====== STORED DATA ======

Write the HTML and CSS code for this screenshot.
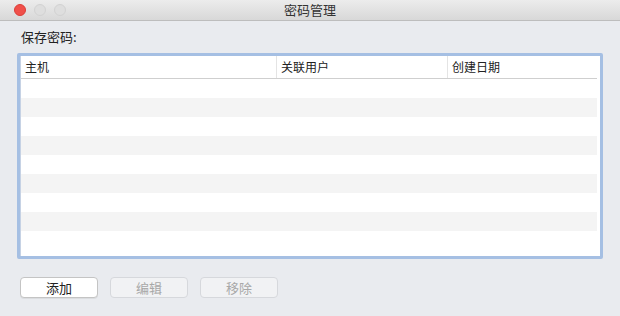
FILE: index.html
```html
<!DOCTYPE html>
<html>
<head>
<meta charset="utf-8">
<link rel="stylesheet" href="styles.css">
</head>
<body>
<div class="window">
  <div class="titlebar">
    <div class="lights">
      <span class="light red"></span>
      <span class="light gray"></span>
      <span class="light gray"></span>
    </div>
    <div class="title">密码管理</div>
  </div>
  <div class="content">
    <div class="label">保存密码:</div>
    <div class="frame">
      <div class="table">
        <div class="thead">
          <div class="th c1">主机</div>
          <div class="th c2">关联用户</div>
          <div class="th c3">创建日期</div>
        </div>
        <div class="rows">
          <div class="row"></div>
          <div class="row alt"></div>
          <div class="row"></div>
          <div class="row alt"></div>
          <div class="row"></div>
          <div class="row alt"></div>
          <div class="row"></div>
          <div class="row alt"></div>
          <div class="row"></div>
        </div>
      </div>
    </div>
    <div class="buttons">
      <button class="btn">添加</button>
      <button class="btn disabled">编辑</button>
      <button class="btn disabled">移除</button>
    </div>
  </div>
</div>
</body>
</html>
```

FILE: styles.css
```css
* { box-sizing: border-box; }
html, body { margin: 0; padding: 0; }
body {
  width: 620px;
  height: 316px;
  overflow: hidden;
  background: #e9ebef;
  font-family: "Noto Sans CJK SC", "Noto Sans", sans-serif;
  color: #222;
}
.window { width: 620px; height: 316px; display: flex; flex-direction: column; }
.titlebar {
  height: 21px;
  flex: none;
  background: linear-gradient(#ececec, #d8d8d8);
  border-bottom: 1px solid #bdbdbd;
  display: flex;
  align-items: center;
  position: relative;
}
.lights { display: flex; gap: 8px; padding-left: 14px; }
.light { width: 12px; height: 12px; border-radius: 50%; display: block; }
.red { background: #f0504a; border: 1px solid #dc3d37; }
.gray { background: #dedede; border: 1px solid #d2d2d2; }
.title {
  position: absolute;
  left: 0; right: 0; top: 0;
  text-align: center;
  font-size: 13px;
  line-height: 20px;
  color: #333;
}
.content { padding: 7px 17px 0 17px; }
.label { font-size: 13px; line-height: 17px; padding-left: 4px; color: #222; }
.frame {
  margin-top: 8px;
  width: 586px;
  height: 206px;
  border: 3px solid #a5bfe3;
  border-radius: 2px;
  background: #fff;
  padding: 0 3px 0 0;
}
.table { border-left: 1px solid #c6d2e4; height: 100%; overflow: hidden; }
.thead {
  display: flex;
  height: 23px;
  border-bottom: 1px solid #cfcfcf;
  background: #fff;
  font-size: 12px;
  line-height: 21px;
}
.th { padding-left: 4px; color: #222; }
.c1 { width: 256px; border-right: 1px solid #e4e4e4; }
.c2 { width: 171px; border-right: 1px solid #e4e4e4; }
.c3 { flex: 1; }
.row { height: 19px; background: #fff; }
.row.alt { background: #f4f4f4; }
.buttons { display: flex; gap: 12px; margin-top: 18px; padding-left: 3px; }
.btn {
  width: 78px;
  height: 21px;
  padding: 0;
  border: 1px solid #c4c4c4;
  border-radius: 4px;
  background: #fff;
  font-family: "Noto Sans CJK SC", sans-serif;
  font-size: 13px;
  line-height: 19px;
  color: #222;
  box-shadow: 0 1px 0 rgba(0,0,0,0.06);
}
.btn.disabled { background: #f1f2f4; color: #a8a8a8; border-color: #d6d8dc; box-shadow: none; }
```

======

TASK: Reproduce every line precisely as given, omitting all pictures.

WRITTEN RESPONSE:
Write the HTML and CSS code for this screenshot.
FILE: index.html
```html
<!DOCTYPE html>
<html>
<head>
<meta charset="utf-8">
<link rel="stylesheet" href="styles.css">
</head>
<body>
<div class="window">
  <div class="titlebar">
    <div class="lights">
      <span class="light red"></span>
      <span class="light gray"></span>
      <span class="light gray"></span>
    </div>
    <div class="title">密码管理</div>
  </div>
  <div class="content">
    <div class="label">保存密码:</div>
    <div class="frame">
      <div class="table">
        <div class="thead">
          <div class="th c1">主机</div>
          <div class="th c2">关联用户</div>
          <div class="th c3">创建日期</div>
        </div>
        <div class="rows">
          <div class="row"></div>
          <div class="row alt"></div>
          <div class="row"></div>
          <div class="row alt"></div>
          <div class="row"></div>
          <div class="row alt"></div>
          <div class="row"></div>
          <div class="row alt"></div>
          <div class="row"></div>
        </div>
      </div>
    </div>
    <div class="buttons">
      <button class="btn">添加</button>
      <button class="btn disabled">编辑</button>
      <button class="btn disabled">移除</button>
    </div>
  </div>
</div>
</body>
</html>
```

FILE: styles.css
```css
* { box-sizing: border-box; }
html, body { margin: 0; padding: 0; }
body {
  width: 620px;
  height: 316px;
  overflow: hidden;
  background: #e9ebef;
  font-family: "Noto Sans CJK SC", "Noto Sans", sans-serif;
  color: #222;
}
.window { width: 620px; height: 316px; display: flex; flex-direction: column; }
.titlebar {
  height: 21px;
  flex: none;
  background: linear-gradient(#ececec, #d8d8d8);
  border-bottom: 1px solid #bdbdbd;
  display: flex;
  align-items: center;
  position: relative;
}
.lights { display: flex; gap: 8px; padding-left: 14px; }
.light { width: 12px; height: 12px; border-radius: 50%; display: block; }
.red { background: #f0504a; border: 1px solid #dc3d37; }
.gray { background: #dedede; border: 1px solid #d2d2d2; }
.title {
  position: absolute;
  left: 0; right: 0; top: 0;
  text-align: center;
  font-size: 13px;
  line-height: 20px;
  color: #333;
}
.content { padding: 7px 17px 0 17px; }
.label { font-size: 13px; line-height: 17px; padding-left: 4px; color: #222; }
.frame {
  margin-top: 8px;
  width: 586px;
  height: 206px;
  border: 3px solid #a5bfe3;
  border-radius: 2px;
  background: #fff;
  padding: 0 3px 0 0;
}
.table { border-left: 1px solid #c6d2e4; height: 100%; overflow: hidden; }
.thead {
  display: flex;
  height: 23px;
  border-bottom: 1px solid #cfcfcf;
  background: #fff;
  font-size: 12px;
  line-height: 21px;
}
.th { padding-left: 4px; color: #222; }
.c1 { width: 256px; border-right: 1px solid #e4e4e4; }
.c2 { width: 171px; border-right: 1px solid #e4e4e4; }
.c3 { flex: 1; }
.row { height: 19px; background: #fff; }
.row.alt { background: #f4f4f4; }
.buttons { display: flex; gap: 12px; margin-top: 18px; padding-left: 3px; }
.btn {
  width: 78px;
  height: 21px;
  padding: 0;
  border: 1px solid #c4c4c4;
  border-radius: 4px;
  background: #fff;
  font-family: "Noto Sans CJK SC", sans-serif;
  font-size: 13px;
  line-height: 19px;
  color: #222;
  box-shadow: 0 1px 0 rgba(0,0,0,0.06);
}
.btn.disabled { background: #f1f2f4; color: #a8a8a8; border-color: #d6d8dc; box-shadow: none; }
```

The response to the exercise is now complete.